The W4 COMN uses all the available metadata in order to identify
implicit and explicit associations between entities and data
objects.
[0036] FIG. 2 illustrates an example of metadata defining the
relationships between RWEs and IOs on the W4 COMN. In the
embodiment shown, an IO 202 includes object data 204 and five
discrete items of metadata 206, 208, 210, 212, 214. Some items of
metadata 208, 210, 212 may contain information related only to the
object data 204 and unrelated to any other IO or RWE. For example,
a creation date, text or an image that is to be associated with the
object data 204 of the IO 202.
[0037] Some of items of metadata 206, 214, on the other hand, may
identify relationships between the IO 202 and other RWEs and IOs.
As illustrated, the IO 202 is associated by one item of metadata
206 with an RWE 220 that RWE 220 is further associated with two IOs
224, 226 and a second RWE 222 based on some information known to
the W4 COMN. This part of FIG. 2, for example, could describe the
relations between a picture (IO 202) containing metadata 206 that
identifies the electronic camera (the first RWE 220) and the user
(the second RWE 224) that is known by the system to be the owner of
the camera 220. Such ownership information may be determined, for
example, from one or another of the IOs 224, 226 associated with
the camera 220.
[0038] FIG. 2 also illustrates metadata 214 that associates the IO
202 with another IO 230. This IO 230 is itself associated with
three other IOs 232, 234, 236 that are further associated with
different RWEs 242, 244, 246. This part of FIG. 2, for example,
could describe the relations between a music file (IO 202)
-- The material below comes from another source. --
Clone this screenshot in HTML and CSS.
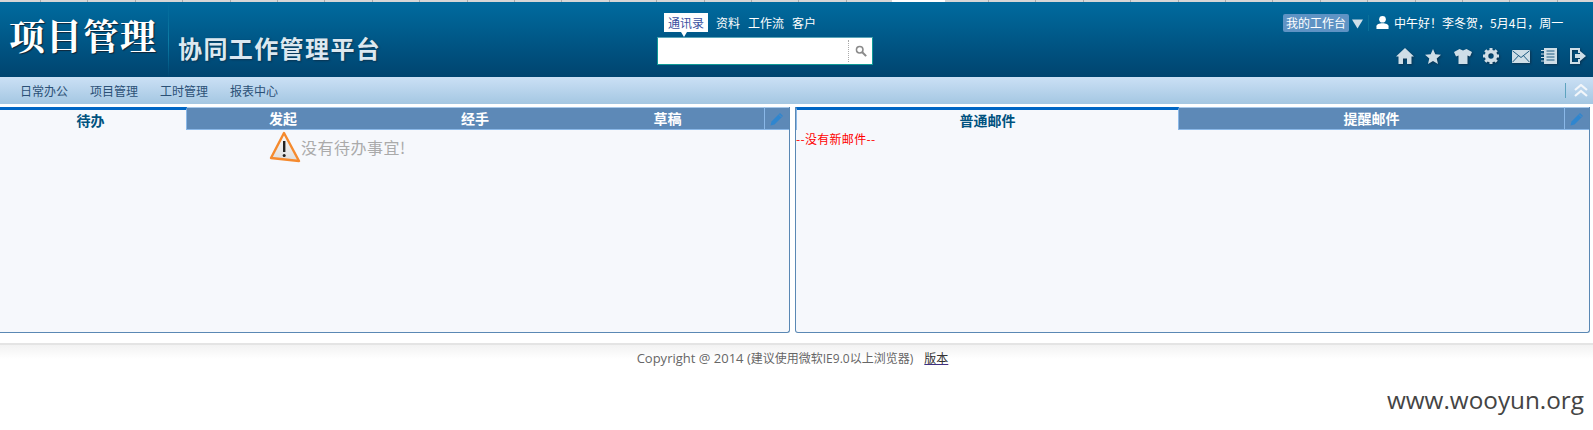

containing metadata 206 that identifies the digital rights file
(the first IO 230) that defines the scope of the rights of use
associated with this music file 202. The other IOs 232, 234, 236
are other music files that are associated with the rights of use
and which are currently associated with specific owners (RWEs 242,
244, 246).
[0039] FIG. 3 illustrates a conceptual model of the W4 COMN. The W4
COMN 300 creates an instrumented messaging infrastructure in the
form of a global logical network cloud conceptually sub-divided
into networked-clouds for each of the 4Ws: Who, Where, What and
When. In the Who cloud 302 are all users whether acting as senders,
receivers, data points or confirmation/certification sources as
well as user proxies in the forms of user-program processes,
devices, agents, calendars, etc. In the Where cloud 304 are all
physical locations, events, sensors or other RWEs associated with a
spatial reference point or location. The When cloud 306 is composed
of natural temporal events (that is events that are not associated
with particular location or person such as days, times, seasons) as
well as collective user temporal events (holidays, anniversaries,
elections, etc.) and user-defined temporal events (birthdays,
smart-timing programs). The What cloud 308 is comprised of all
known data--web or private, commercial or user--accessible to the
W4 COMN, including for example environmental data like weather and
news, RWE-generated data, IOs and IO data, user data, models,
processes and applications. Thus, conceptually, most data is
contained in the What cloud 308.
[0040] As this is just a conceptual model, it should be noted that
some entities, sensors or data will naturally exist in multiple
clouds either disparate in time or simultaneously. Additionally,
some IOs and RWEs may be composites in that they combine elements
from one or more clouds. Such composites may be classified or not
as appropriate to facilitate the determination of associations
between RWEs and IOs. For example, an event consisting of a
location and time could be equally classified within the When cloud
306, the What cloud 308 and/or the Where cloud 304.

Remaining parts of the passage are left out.